BFIL has also taken the lead on transparency and code of conduct initiatives, such as the global Smart Campaign launched in 2009 by the Center for Financial Inclusion in Washington. www.smartcampaign.org
BFIL is also part of MFIN, a new microfinance industry association launched in India in early 2010. MFIN has adopted a self-regulatory code of conduct, which includes limiting borrowers’ group loan sizes to less than Rs. 50,000 total from three microfinance institutions; sharing data with credit bureaus; and a whistleblower policy on code of conduct violations, among other guidelines. MFIN has also pledged investment of Rs. 2 crore (about $434,000) to set up a new microfinance credit bureau, which aims to check over-indebtedness and multiple borrowing.
Are there research reports and studies that show the impact of microfinance?
There are several studies that are publicly available. The Small Industries Development Bank of India (SIDBI) in 2008 released a seven-year survey that suggested significant improvement in the households of microfinance borrowers.
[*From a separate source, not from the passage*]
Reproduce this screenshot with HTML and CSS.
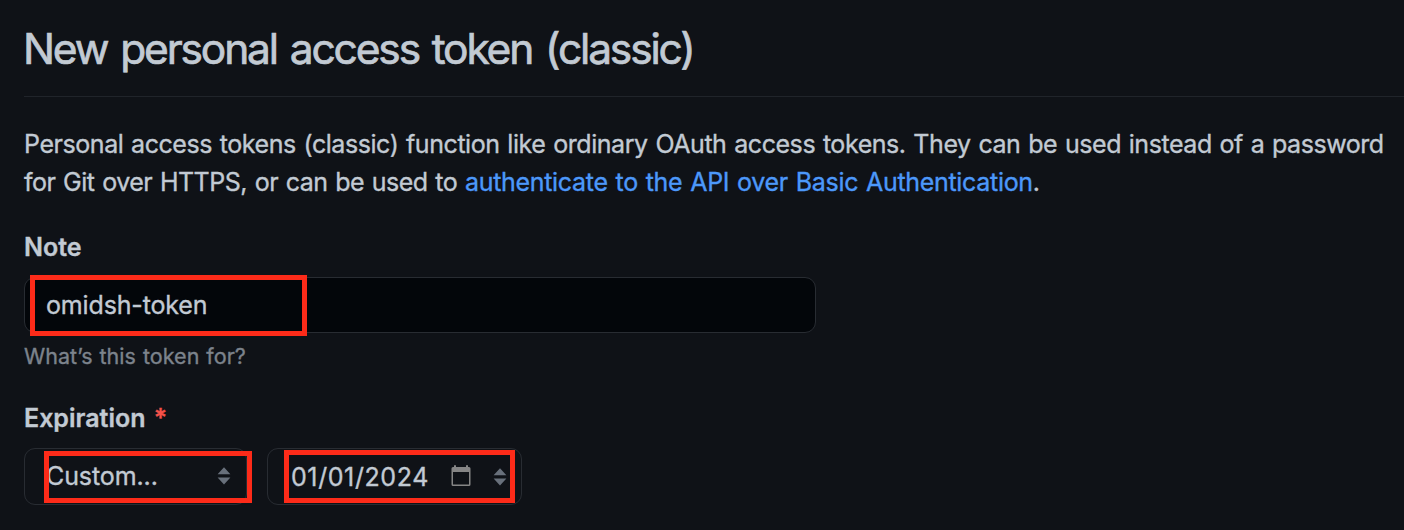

The Maturing of Indian Microfinance, 2004. A five-year commissioned study by consultancy EDA-Rural Systems surveyed approximately 5,400 households to compare conditions of microfinance borrowers and non-borrowers. The results suggest that there are material poverty-reducing effects from microfinance.
Profiling of Micro Enterprises in Tamil Nadu and Uttar Pradesh, 2005, a report by the Institute for Financial Management and Research Centre for Micro Finance in Chennai , shows how borrowers profited from their micro-businesses.
The 2008 Report of the Committee on Financial Inclusion from the Chairman of the Prime Minister’s Economic Advisory talks broadly about the importance of financial inclusion for the poor.
How has BFIL created a scalable model of microfinance?
Most microfinance institutions have difficulty in scaling up. BFIL identified and addressed three constraints to scaling up: capital, capacity and costs.
Capital: In 2005, BFIL transformed into a non-banking financial company, which helped attract commercial capital and increased access to debt through banks. With access to capital, the organization was able to grow geographically and increase its reach.
Capacity: By adopting best practices from the business world, BFIL has been able to scale up operations. Processes were standardized, beginning with loan amounts and loan collection. A disciplined methodology of distribution and payment is instilled in loan officers and borrowers.
Costs: Early on, BFIL launched a robust database to make collection and accounting more efficient, accurate and transparent. Standardization was also applied to recruitment and training of employees.
Since distributing loans to the poor is an expensive and labor-intensive process, BFIL uses technology to bring down transaction costs and manage huge databases with minimum error. A major early investment in a robust IT system and database helped to make the business more efficient.